Milashina has spent years investigating purported human rights abuses in Chechnya, including what she said was the mass arrest and torture of gay men in the region, and had received many threats before, including to her life.

Her employer evacuated her from Russia last year after Kadyrov described her as a terrorist in a social media post and she was assaulted in Chechnya in 2020.

Kadyrov denies rights abuses, saying such allegations are fabricated by ill-wishers trying to discredit Chechnya and its authorities.

Rights group “Team against Torture” said Nemov, the lawyer accompanying her, had been stabbed in the leg and cited him as saying that the masked attackers had used three cars to block the vehicle which he and Milashina had been travelling in.
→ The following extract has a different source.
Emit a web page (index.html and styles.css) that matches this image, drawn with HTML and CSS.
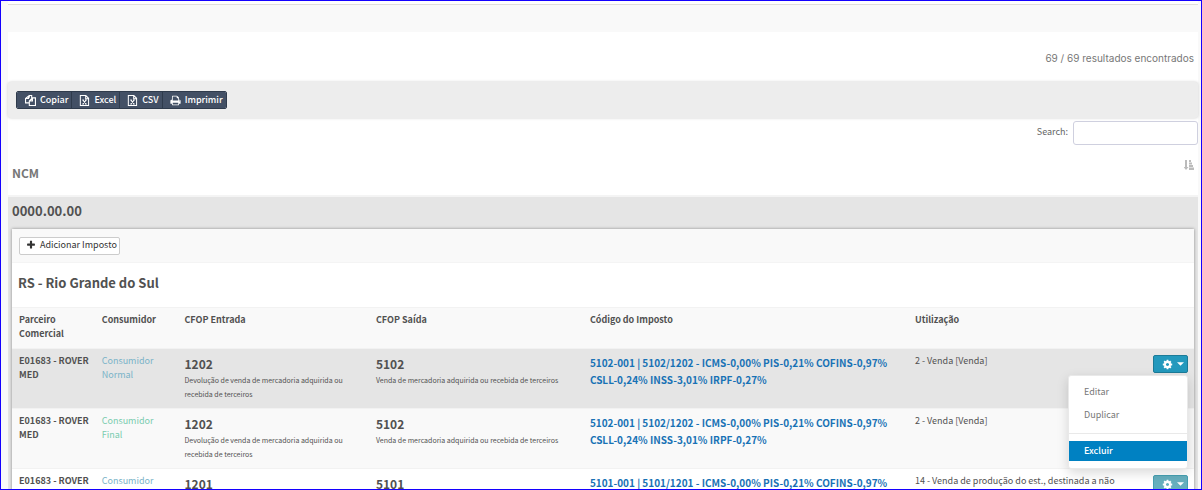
FILE: index.html
```
<!DOCTYPE html>
<html lang="pt-BR">
<head>
<meta charset="utf-8">
<meta name="viewport" content="width=device-width, initial-scale=1">
<title>NCM</title>
<link rel="stylesheet" href="styles.css">
</head>
<body>
<svg class="sprite" aria-hidden="true">
  <symbol id="copy" viewBox="0 0 14 14"><path d="M5.500 3.500V.7h3v3M5.500.7L.7 4.500V10H5M.7 4.500H4.500V1.500M9.500 3.700h3.800v9.600H5.500V7.500zM5.500 7.500h4V3.700" fill="none" stroke="currentColor" stroke-width="1.400"/></symbol>
  <symbol id="excel" viewBox="0 0 14 14"><path d="M1.700.7h7l3.500 3.500v9.100H1.700zM8.500.7v4h4M5 6.500l4 5M9 6.500l-4 5M4.200 6.500h2M7.800 6.500h2M4.200 11.500h2M7.800 11.500h2" fill="none" stroke="currentColor" stroke-width="1.300"/></symbol>
  <symbol id="print" viewBox="0 0 1792 1792"><path fill="currentColor" d="M448 1536h896v-256h-896v256zm0-640h896v-384h-160q-40 0-68-28t-28-68v-160h-640v640zm1152 64q0-26-19-45t-45-19-45 19-19 45 19 45 45 19 45-19 19-45zm128 0v416q0 13-9.500 22.500t-22.500 9.500h-224v160q0 40-28 68t-68 28h-960q-40 0-68-28t-28-68v-160h-224q-13 0-22.500-9.500t-9.500-22.500v-416q0-79 56.500-135.500t135.500-56.500h64v-544q0-40 28-68t68-28h672q40 0 88 20t76 48l152 152q28 28 48 76t20 88v256h64q79 0 135.500 56.500t56.500 135.500z"/></symbol>
  <symbol id="plus" viewBox="0 0 1792 1792"><path fill="currentColor" d="M1600 736v192q0 40-28 68t-68 28h-416v416q0 40-28 68t-68 28h-192q-40 0-68-28t-28-68v-416h-416q-40 0-68-28t-28-68v-192q0-40 28-68t68-28h416v-416q0-40 28-68t68-28h192q40 0 68 28t28 68v416h416q40 0 68 28t28 68z"/></symbol>
  <symbol id="cog" viewBox="0 0 1792 1792"><path fill="currentColor" d="M1152 896q0-106-75-181t-181-75-181 75-75 181 75 181 181 75 181-75 75-181zm512-109v222q0 12-8 23t-20 13l-185 28q-19 54-39 91 35 50 107 138 10 12 10 25t-9 23q-27 37-99 108t-94 71q-12 0-26-9l-138-108q-44 23-91 38-16 136-29 186-7 28-36 28h-222q-14 0-24.500-8.500t-11.500-21.500l-28-184q-49-16-90-37l-141 107q-10 9-25 9-14 0-25-11-126-114-165-168-7-10-7-23 0-12 8-23 15-21 51-66.500t54-70.500q-27-50-41-99l-183-27q-13-2-21-12.500t-8-23.500v-222q0-12 8-23t19-13l186-28q14-46 39-92-40-57-107-138-10-12-10-24 0-10 9-23 26-36 98.500-107.500t94.500-71.500q13 0 26 10l138 107q44-23 91-38 16-136 29-186 7-28 36-28h222q14 0 24.500 8.500t11.500 21.500l28 184q49 16 90 37l142-107q9-9 24-9 13 0 25 10 129 119 165 170 7 8 7 22 0 12-8 23-15 21-51 66.500t-54 70.500q26 50 41 98l183 28q13 2 21 12.500t8 23.500z"/></symbol>
  <symbol id="caret" viewBox="0 0 8 4"><path fill="currentColor" d="M0 0h8L4 4z"/></symbol>
  <symbol id="sort" viewBox="0 0 10 10"><path fill="currentColor" d="M1 0h2v7h1.500L2 10-.500 7H1zM5 0h2v2H5zM5 2.500h3v2H5zM5 5h4v2H5zM5 7.500h5V10H5z"/></symbol>
</svg>
<div class="frame">
  <div class="topline"></div>
  <main class="content">
    <p class="count">69 / 69 resultados encontrados</p>
    <div class="toolbar">
      <div class="group">
        <button type="button" class="tool"><svg class="icon"><use href="#copy"/></svg>Copiar</button>
        <button type="button" class="tool"><svg class="icon"><use href="#excel"/></svg>Excel</button>
        <button type="button" class="tool"><svg class="icon"><use href="#excel"/></svg>CSV</button>
        <button type="button" class="tool"><svg class="icon"><use href="#print"/></svg>Imprimir</button>
      </div>
    </div>
    <div class="search">
      <label for="search">Search:</label>
      <input id="search" type="search">
    </div>
    <div class="ncm-head"><h1>NCM</h1><svg class="sort"><use href="#sort"/></svg></div>
    <section class="ncm">
      <h2 class="ncm-code">0000.00.00</h2>
      <div class="panel">
        <div class="panel-bar"><button type="button" class="add"><svg class="icon-small"><use href="#plus"/></svg>Adicionar Imposto</button></div>
        <h3 class="state">RS - Rio Grande do Sul</h3>
        <table class="taxes">
          <colgroup><col class="c-partner"><col class="c-consumer"><col class="c-in"><col class="c-out"><col class="c-tax"><col class="c-use"><col class="c-action"></colgroup>
          <thead>
            <tr><th>Parceiro Comercial</th><th>Consumidor</th><th>CFOP Entrada</th><th>CFOP Saída</th><th>Código do Imposto</th><th>Utilização</th><th></th></tr>
          </thead>
          <tbody>
            <tr class="active">
              <td class="partner">E01683 - ROVER MED</td>
              <td class="normal">Consumidor Normal</td>
              <td><strong class="cfop">1202</strong><span class="desc">Devolução de venda de mercadoria adquirida ou recebida de terceiros</span></td>
              <td><strong class="cfop">5102</strong><span class="desc">Venda de mercadoria adquirida ou recebida de terceiros</span></td>
              <td><a href="#" class="tax">5102-001 | 5102/1202 - ICMS-0,00% PIS-0,21% COFINS-0,97% CSLL-0,24% INSS-3,01% IRPF-0,27%</a></td>
              <td>2 - Venda [Venda]</td>
              <td class="action"><div class="dropdown">
                <button type="button" class="gear open" aria-label="Ações" aria-expanded="true"><svg class="icon"><use href="#cog"/></svg><svg class="caret"><use href="#caret"/></svg></button>
                <div class="menu">
                  <a href="#" class="item">Editar</a>
                  <a href="#" class="item">Duplicar</a>
                  <hr class="divider">
                  <a href="#" class="item selected">Excluir</a>
                </div>
              </div></td>
            </tr>
            <tr class="odd">
              <td class="partner">E01683 - ROVER MED</td>
              <td class="final">Consumidor Final</td>
              <td><strong class="cfop">1202</strong><span class="desc">Devolução de venda de mercadoria adquirida ou recebida de terceiros</span></td>
              <td><strong class="cfop">5102</strong><span class="desc">Venda de mercadoria adquirida ou recebida de terceiros</span></td>
              <td><a href="#" class="tax">5102-001 | 5102/1202 - ICMS-0,00% PIS-0,21% COFINS-0,97% CSLL-0,24% INSS-3,01% IRPF-0,27%</a></td>
              <td>2 - Venda [Venda]</td>
              <td></td>
            </tr>
            <tr>
              <td class="partner">E01683 - ROVER</td>
              <td class="normal">Consumidor</td>
              <td><strong class="cfop">1201</strong></td>
              <td><strong class="cfop">5101</strong></td>
              <td><a href="#" class="tax">5101-001 | 5101/1201 - ICMS-0,00% PIS-0,21% COFINS-0,97%</a></td>
              <td>14 - Venda de produção do est., destinada a não</td>
              <td class="action"><button type="button" class="gear" aria-label="Ações"><svg class="icon"><use href="#cog"/></svg><svg class="caret"><use href="#caret"/></svg></button></td>
            </tr>
          </tbody>
        </table>
      </div>
    </section>
  </main>
</div>
</body>
</html>
```
FILE: styles.css
```
* { box-sizing: border-box; }
body {
  margin: 0;
  background: #f9f9f9;
  color: #515151;
  font: 9px/14px "Noto Sans CJK SC", "Noto Sans", sans-serif;
}
h1, h2, h3, p { margin: 0; }
button, input { font: inherit; }
.sprite { display: none; }
.icon { width: 11px; height: 11px; flex: none; }
.icon-small { width: 10px; height: 10px; flex: none; }

.frame {
  height: 100vh;
  overflow: hidden;
  border: 1px solid #1400ff;
  padding: 0 3px 0 7px;
}
.topline { height: 4px; background: #fff; border-bottom: 1px solid #e0dedc; }
.content { margin-top: 27px; background: #fff; }
.count {
  padding: 19px 4px 17px 0;
  text-align: right;
  color: #777;
  font: 10px/14px Inter, sans-serif;
}
.toolbar {
  padding: 9px 8px;
  background: #ededed;
  border-radius: 3px;
  box-shadow: 0 0 3px #ccc;
}
.group {
  display: inline-flex;
  vertical-align: top;
  border: 1px solid #2f3b4c;
  border-radius: 2px;
  overflow: hidden;
}
.tool {
  display: flex;
  align-items: center;
  gap: 4px;
  height: 16px;
  padding: 0 3px 0 8px;
  border: 0;
  border-right: 1px solid #2f3b4c;
  background: #435065;
  color: #fff;
  font-weight: 500;
}
.tool + .tool { padding-left: 7px; }
.tool:last-child { border-right: 0; }
.search { display: flex; justify-content: flex-end; gap: 5px; padding-top: 3px; }
.search label { padding-top: 4px; color: #666; }
.search input {
  width: 125px;
  height: 24px;
  border: 1px solid #cfd0df;
  border-radius: 3px;
  background: #fff;
}
.ncm-head {
  display: flex;
  justify-content: space-between;
  padding: 15px 4px 12px;
  border-bottom: 2px solid #f4f4f4;
}
.ncm-head h1 { padding-top: 3px; font-size: 12px; line-height: 20px; color: #777; }
.sort { width: 10px; height: 10px; color: #bbb; }
.ncm { background: #e5e5e5; padding: 0 4px; }
.ncm-code { padding-bottom: 4px; font-size: 13px; line-height: 28px; }
.panel { background: #fff; box-shadow: 0 0 3px #888; }
.panel-bar { padding: 8px 7px 7px; background: #f9f9f9; border-bottom: 1px solid #f4f4f4; }
.add {
  display: flex;
  align-items: center;
  gap: 4px;
  height: 18px;
  padding: 0 2px 2px 6px;
  border: 1px solid #ccc;
  border-radius: 2px;
  background: #fff;
  color: #333;
}
.state { padding: 0 6px 4px; font-size: 13px; line-height: 40px; }

.taxes { width: 100%; table-layout: fixed; border-collapse: collapse; }
.c-partner, .c-consumer { width: 7%; }
.c-in { width: 16.2%; }
.c-out { width: 18.1%; }
.c-tax { width: 27.5%; }
.c-use { width: 20%; }
.taxes th, .taxes td {
  padding: 5px 7px;
  border-top: 1px solid #f2f2f2;
  text-align: left;
  vertical-align: top;
}
.taxes th { height: 41px; background: #f9f9f9; font-weight: 700; }
.taxes td { height: 60px; }
.taxes .partner { padding-right: 0; font-weight: 700; }
.active td { background: #e5e5e5; }
.odd td { background: #f9f9f9; }
.normal { color: #7ab3c8; }
.final { color: #7accaf; }
.cfop { display: block; padding-top: 1px; font-size: 12px; line-height: 18px; }
.desc { display: block; font-size: 7px; line-height: 14px; }
.tax {
  display: block;
  color: #1872b5;
  font-size: 10px;
  font-weight: 700;
  line-height: 17px;
  text-decoration: none;
}
.taxes .action { padding: 6px 6px 4px 0; }
.dropdown { position: relative; }
.gear {
  display: flex;
  align-items: center;
  justify-content: center;
  gap: 4px;
  width: 35px;
  height: 18px;
  margin-left: auto;
  padding: 0 0 0 4px;
  border: 1px solid #46a0b2;
  border-radius: 2px;
  background: #66afbe;
  color: #fff;
}
.gear.open { background: #2399bd; border-color: #1c7b98; }
.caret { width: 7px; height: 4px; }
.menu {
  position: absolute;
  z-index: 2;
  top: 20px;
  right: 0;
  width: 120px;
  padding: 4px 0 7px;
  border: 1px solid #e9e9e9;
  border-radius: 3px;
  background: #fff;
  box-shadow: 0 4px 12px rgba(0, 0, 0, .15);
}
.item {
  display: block;
  padding: 0 15px;
  color: #777;
  line-height: 23px;
  text-decoration: none;
}
.divider { margin: 7px 0; border: 0; border-top: 1px solid #e9e9e9; }
.item.selected { background: #0081c2; color: #fff; font-weight: 500; line-height: 20px; }
```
Milashina and Nemov, both of whom were reported to have suffered numerous fractures in the attack, were in Chechnya to cover the sentencing of Zarema Musayeva, a Chechen woman charged with assaulting a policeman and fraud – charges she denied – in a case critics saw as revenge against her sons and husband who were seen as disloyal by Kadyrov and have fled the country.

A Chechen court on Tuesday found Musayeva guilty and sentenced her to five-and-a-half years in a penal colony.

A Russian court last year stripped Novaya Gazeta, led by Dmitry Muratov, a Nobel Peace laureate, of its media licence, a move Muratov said was politically-motivated.